--- Task directions ---
From the records, pick out and copy each line containing "this".

○ ○ ○ ○ ○ ○ ○

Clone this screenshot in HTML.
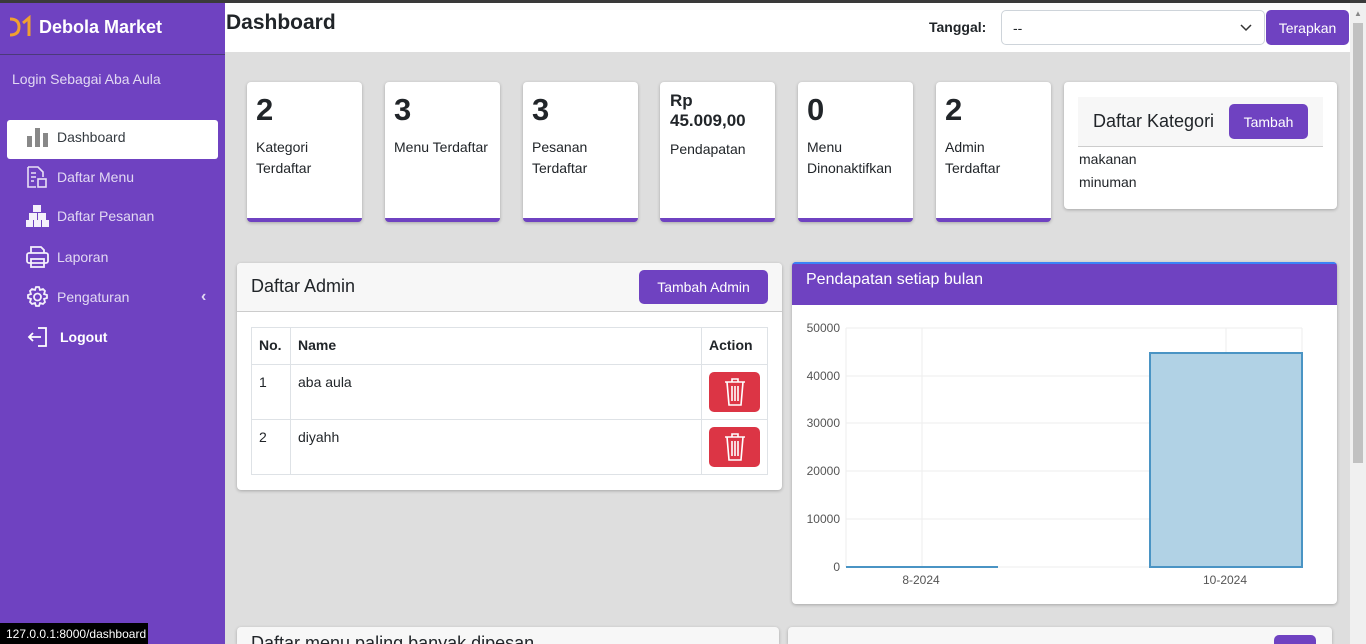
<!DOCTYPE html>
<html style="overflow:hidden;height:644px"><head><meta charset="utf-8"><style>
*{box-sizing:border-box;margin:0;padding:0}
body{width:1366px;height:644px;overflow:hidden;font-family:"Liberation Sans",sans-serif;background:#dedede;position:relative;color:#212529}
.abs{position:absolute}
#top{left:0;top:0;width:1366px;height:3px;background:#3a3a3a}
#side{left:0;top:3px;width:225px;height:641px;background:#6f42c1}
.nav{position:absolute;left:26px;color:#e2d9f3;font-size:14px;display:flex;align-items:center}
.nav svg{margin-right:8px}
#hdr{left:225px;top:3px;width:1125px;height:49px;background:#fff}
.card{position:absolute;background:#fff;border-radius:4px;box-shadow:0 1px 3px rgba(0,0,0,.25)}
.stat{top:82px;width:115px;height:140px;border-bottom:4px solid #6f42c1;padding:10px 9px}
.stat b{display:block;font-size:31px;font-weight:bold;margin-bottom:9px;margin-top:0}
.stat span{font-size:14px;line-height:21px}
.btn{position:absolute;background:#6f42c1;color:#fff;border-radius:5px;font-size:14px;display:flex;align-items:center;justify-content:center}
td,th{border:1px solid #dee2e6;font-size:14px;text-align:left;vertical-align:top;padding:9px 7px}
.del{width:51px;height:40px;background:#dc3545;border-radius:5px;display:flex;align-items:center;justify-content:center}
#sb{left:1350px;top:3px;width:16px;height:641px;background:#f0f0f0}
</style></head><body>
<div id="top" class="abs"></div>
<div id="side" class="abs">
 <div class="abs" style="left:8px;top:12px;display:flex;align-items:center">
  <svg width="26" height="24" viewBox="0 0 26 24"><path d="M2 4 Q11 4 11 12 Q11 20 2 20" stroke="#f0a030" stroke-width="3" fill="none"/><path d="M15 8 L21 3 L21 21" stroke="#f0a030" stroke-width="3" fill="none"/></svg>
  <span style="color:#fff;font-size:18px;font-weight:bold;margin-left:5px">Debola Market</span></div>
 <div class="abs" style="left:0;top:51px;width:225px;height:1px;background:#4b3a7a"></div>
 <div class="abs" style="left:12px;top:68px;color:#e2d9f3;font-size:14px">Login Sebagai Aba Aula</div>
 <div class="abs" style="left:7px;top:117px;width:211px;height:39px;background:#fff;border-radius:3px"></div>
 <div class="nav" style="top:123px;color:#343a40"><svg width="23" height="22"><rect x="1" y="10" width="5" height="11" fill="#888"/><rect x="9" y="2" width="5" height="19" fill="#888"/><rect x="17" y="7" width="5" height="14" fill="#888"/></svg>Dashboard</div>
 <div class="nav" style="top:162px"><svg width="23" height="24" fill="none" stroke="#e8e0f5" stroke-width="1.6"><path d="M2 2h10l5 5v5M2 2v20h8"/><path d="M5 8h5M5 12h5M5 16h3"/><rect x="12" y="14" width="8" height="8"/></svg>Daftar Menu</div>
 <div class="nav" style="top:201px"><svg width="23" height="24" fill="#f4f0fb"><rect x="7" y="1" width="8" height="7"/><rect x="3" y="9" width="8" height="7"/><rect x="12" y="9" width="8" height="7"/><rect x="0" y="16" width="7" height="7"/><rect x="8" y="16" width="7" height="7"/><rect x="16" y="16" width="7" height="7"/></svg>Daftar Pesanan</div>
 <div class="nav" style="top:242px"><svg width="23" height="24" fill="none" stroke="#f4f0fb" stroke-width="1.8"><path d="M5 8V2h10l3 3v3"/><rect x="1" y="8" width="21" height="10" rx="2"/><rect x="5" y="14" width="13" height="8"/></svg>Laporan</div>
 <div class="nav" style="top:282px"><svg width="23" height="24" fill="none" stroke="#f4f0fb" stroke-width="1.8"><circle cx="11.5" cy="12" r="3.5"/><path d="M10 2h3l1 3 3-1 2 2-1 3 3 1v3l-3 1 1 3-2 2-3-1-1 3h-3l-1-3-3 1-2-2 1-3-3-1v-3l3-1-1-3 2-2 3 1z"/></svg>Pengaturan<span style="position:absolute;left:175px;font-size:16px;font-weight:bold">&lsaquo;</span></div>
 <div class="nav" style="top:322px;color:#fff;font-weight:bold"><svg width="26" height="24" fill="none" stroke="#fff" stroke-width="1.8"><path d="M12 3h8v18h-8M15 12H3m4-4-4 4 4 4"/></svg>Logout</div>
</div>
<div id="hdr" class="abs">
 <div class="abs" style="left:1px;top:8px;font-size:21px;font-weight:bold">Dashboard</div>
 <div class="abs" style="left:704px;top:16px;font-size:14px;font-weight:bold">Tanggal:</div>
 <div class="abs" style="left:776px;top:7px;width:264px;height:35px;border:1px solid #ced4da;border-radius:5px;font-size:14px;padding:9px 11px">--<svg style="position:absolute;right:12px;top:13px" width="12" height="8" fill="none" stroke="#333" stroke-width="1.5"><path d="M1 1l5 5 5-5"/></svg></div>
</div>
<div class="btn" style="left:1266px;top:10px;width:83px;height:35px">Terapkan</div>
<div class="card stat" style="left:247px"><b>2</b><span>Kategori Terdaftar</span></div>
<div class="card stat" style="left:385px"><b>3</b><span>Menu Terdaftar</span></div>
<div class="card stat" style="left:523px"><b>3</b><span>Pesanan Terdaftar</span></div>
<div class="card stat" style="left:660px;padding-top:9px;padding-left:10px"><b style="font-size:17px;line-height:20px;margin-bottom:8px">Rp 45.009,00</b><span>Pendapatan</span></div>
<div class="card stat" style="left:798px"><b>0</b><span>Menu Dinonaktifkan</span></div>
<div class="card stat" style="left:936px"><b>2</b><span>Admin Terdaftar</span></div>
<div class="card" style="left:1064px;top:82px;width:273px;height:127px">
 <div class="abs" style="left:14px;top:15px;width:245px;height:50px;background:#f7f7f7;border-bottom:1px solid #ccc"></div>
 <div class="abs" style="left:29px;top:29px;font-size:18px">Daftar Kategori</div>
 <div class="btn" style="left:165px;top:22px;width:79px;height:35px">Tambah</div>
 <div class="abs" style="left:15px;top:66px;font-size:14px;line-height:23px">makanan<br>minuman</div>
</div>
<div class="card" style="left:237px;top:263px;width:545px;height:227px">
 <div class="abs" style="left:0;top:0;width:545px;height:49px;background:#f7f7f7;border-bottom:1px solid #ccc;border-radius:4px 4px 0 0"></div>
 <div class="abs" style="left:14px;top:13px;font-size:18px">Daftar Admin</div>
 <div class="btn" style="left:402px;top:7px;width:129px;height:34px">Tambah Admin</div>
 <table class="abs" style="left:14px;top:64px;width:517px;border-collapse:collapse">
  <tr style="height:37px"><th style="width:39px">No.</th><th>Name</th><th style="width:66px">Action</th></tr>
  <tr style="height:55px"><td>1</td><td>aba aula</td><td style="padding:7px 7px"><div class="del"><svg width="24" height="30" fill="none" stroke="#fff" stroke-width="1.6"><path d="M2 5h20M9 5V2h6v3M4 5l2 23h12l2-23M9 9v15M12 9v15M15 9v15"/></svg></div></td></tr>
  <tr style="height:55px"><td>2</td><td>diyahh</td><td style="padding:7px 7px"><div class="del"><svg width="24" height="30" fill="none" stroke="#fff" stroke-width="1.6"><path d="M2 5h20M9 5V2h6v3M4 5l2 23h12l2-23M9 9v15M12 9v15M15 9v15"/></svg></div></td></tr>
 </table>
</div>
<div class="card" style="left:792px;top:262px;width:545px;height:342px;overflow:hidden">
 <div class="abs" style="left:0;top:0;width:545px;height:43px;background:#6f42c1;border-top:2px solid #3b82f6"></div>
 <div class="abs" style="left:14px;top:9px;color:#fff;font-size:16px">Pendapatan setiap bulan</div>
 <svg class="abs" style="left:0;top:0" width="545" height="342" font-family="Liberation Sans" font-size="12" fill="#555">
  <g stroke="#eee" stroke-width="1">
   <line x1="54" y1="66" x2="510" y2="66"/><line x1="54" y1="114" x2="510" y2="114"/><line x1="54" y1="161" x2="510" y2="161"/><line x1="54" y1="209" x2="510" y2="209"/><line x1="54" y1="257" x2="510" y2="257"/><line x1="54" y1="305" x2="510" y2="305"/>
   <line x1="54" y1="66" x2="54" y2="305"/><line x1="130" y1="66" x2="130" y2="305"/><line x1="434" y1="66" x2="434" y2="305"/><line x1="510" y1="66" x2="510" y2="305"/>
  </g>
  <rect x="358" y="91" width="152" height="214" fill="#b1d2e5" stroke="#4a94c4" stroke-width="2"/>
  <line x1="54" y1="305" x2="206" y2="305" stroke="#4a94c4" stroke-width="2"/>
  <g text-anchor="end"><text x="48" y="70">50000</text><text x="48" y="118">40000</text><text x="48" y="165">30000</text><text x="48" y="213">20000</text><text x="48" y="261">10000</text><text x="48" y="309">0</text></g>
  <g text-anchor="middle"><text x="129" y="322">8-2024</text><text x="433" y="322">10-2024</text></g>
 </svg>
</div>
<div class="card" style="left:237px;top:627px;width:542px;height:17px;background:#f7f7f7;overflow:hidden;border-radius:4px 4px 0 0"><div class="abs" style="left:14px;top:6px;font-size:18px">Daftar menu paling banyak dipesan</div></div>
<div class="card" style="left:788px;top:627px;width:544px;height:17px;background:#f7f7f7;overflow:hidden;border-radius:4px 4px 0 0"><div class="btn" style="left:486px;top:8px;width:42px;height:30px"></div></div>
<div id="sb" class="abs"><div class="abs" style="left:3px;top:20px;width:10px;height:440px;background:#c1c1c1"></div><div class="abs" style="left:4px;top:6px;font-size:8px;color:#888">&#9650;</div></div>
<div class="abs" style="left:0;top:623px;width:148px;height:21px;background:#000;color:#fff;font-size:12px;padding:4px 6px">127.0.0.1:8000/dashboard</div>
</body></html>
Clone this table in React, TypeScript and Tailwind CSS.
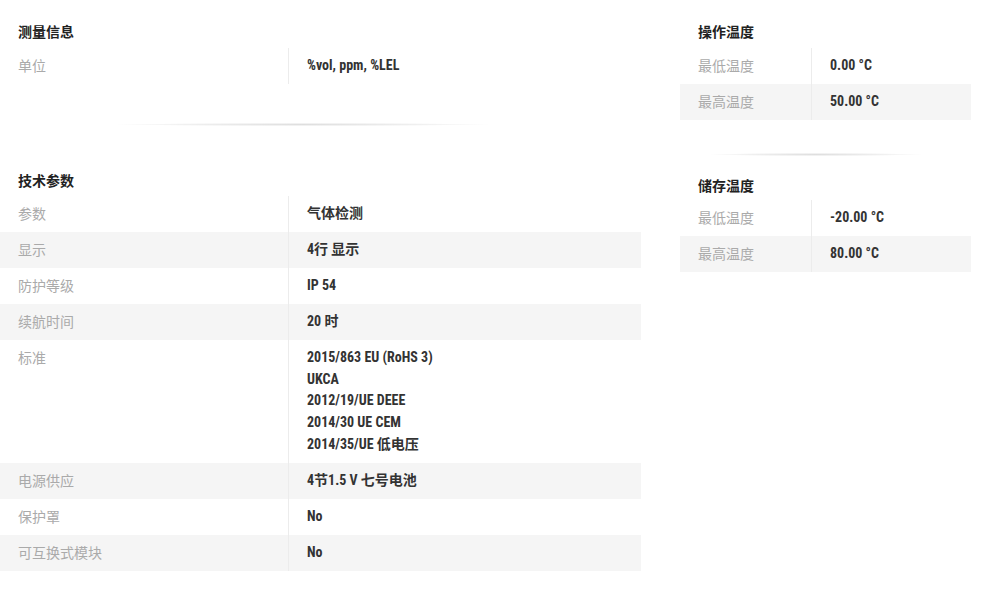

○ ○ ○ ○ ○ ○ ○

--- Full response ---
Clone this screenshot in HTML.
Clone this table in React, TypeScript and Tailwind CSS.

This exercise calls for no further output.